### AIM
Repeat every line exactly, keeping the pictures out of the copy.

### TASK INPUTS
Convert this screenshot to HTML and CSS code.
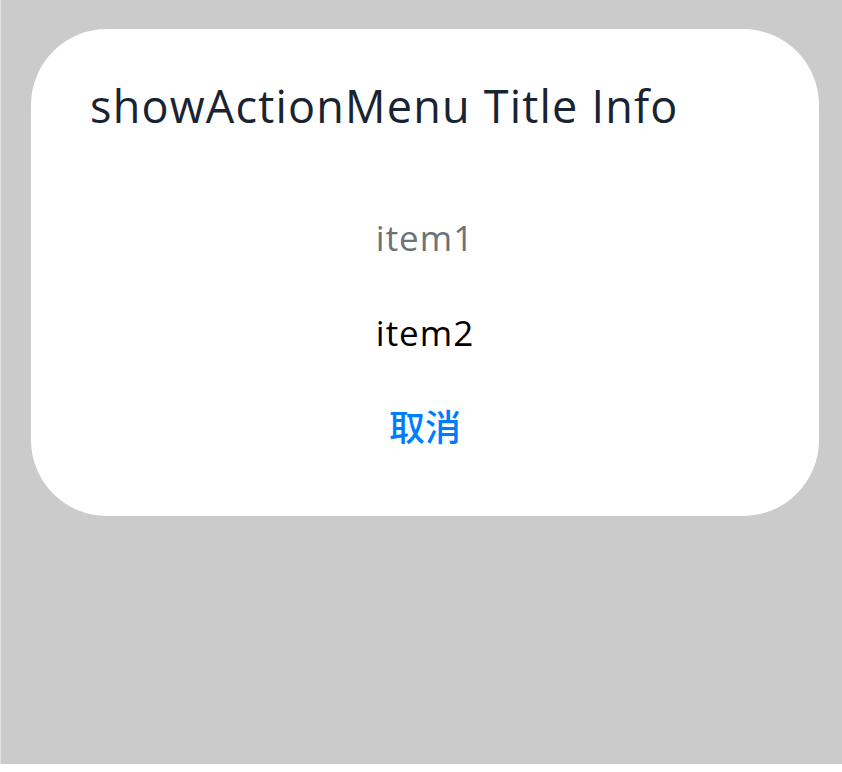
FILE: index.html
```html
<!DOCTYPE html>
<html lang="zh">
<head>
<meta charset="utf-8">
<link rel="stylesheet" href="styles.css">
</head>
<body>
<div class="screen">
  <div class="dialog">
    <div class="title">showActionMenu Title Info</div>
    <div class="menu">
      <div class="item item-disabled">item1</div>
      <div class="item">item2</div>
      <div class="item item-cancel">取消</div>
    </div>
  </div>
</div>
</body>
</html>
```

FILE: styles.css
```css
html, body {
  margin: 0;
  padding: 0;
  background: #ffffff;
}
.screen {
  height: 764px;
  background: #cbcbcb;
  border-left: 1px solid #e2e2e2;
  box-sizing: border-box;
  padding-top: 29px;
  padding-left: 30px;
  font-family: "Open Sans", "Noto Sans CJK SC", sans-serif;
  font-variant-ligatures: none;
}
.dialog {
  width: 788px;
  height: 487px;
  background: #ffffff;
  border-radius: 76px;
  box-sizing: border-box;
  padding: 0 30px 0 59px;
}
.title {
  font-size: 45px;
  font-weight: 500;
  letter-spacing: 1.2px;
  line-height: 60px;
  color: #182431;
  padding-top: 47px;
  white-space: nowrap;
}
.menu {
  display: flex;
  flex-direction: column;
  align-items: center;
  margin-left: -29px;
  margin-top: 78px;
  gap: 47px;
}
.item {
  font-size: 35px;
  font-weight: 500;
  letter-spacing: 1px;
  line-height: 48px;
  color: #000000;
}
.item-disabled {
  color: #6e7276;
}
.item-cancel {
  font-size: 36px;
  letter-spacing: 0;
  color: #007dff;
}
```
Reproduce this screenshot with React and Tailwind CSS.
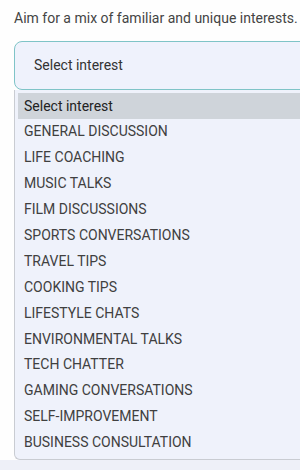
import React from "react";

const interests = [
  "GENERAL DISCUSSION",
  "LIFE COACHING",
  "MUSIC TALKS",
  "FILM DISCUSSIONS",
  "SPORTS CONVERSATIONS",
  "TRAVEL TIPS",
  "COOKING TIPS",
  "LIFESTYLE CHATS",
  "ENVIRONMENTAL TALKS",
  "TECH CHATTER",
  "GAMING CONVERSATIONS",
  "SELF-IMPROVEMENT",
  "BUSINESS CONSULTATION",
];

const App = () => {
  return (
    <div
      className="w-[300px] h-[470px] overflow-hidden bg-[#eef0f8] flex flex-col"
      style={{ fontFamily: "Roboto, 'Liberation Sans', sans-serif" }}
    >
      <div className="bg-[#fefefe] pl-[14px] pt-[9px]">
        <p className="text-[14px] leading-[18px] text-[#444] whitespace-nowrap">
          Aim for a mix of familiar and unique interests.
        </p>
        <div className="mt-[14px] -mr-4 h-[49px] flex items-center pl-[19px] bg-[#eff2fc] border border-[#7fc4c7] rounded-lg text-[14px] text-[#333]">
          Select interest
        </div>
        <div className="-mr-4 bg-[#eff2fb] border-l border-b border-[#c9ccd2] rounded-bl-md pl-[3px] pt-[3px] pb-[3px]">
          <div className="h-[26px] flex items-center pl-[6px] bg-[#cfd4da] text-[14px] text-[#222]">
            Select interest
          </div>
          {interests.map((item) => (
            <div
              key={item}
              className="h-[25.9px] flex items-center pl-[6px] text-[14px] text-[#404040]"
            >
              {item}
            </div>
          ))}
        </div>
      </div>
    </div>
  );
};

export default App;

### TASK SOLUTION
Convert this screenshot to HTML and CSS code.
FILE: index.html
```html
<!DOCTYPE html>
<html lang="zh">
<head>
<meta charset="utf-8">
<link rel="stylesheet" href="styles.css">
</head>
<body>
<div class="screen">
  <div class="dialog">
    <div class="title">showActionMenu Title Info</div>
    <div class="menu">
      <div class="item item-disabled">item1</div>
      <div class="item">item2</div>
      <div class="item item-cancel">取消</div>
    </div>
  </div>
</div>
</body>
</html>
```

FILE: styles.css
```css
html, body {
  margin: 0;
  padding: 0;
  background: #ffffff;
}
.screen {
  height: 764px;
  background: #cbcbcb;
  border-left: 1px solid #e2e2e2;
  box-sizing: border-box;
  padding-top: 29px;
  padding-left: 30px;
  font-family: "Open Sans", "Noto Sans CJK SC", sans-serif;
  font-variant-ligatures: none;
}
.dialog {
  width: 788px;
  height: 487px;
  background: #ffffff;
  border-radius: 76px;
  box-sizing: border-box;
  padding: 0 30px 0 59px;
}
.title {
  font-size: 45px;
  font-weight: 500;
  letter-spacing: 1.2px;
  line-height: 60px;
  color: #182431;
  padding-top: 47px;
  white-space: nowrap;
}
.menu {
  display: flex;
  flex-direction: column;
  align-items: center;
  margin-left: -29px;
  margin-top: 78px;
  gap: 47px;
}
.item {
  font-size: 35px;
  font-weight: 500;
  letter-spacing: 1px;
  line-height: 48px;
  color: #000000;
}
.item-disabled {
  color: #6e7276;
}
.item-cancel {
  font-size: 36px;
  letter-spacing: 0;
  color: #007dff;
}
```
Reproduce this screenshot with React and Tailwind CSS.
import React from "react";

const interests = [
  "GENERAL DISCUSSION",
  "LIFE COACHING",
  "MUSIC TALKS",
  "FILM DISCUSSIONS",
  "SPORTS CONVERSATIONS",
  "TRAVEL TIPS",
  "COOKING TIPS",
  "LIFESTYLE CHATS",
  "ENVIRONMENTAL TALKS",
  "TECH CHATTER",
  "GAMING CONVERSATIONS",
  "SELF-IMPROVEMENT",
  "BUSINESS CONSULTATION",
];

const App = () => {
  return (
    <div
      className="w-[300px] h-[470px] overflow-hidden bg-[#eef0f8] flex flex-col"
      style={{ fontFamily: "Roboto, 'Liberation Sans', sans-serif" }}
    >
      <div className="bg-[#fefefe] pl-[14px] pt-[9px]">
        <p className="text-[14px] leading-[18px] text-[#444] whitespace-nowrap">
          Aim for a mix of familiar and unique interests.
        </p>
        <div className="mt-[14px] -mr-4 h-[49px] flex items-center pl-[19px] bg-[#eff2fc] border border-[#7fc4c7] rounded-lg text-[14px] text-[#333]">
          Select interest
        </div>
        <div className="-mr-4 bg-[#eff2fb] border-l border-b border-[#c9ccd2] rounded-bl-md pl-[3px] pt-[3px] pb-[3px]">
          <div className="h-[26px] flex items-center pl-[6px] bg-[#cfd4da] text-[14px] text-[#222]">
            Select interest
          </div>
          {interests.map((item) => (
            <div
              key={item}
              className="h-[25.9px] flex items-center pl-[6px] text-[14px] text-[#404040]"
            >
              {item}
            </div>
          ))}
        </div>
      </div>
    </div>
  );
};

export default App;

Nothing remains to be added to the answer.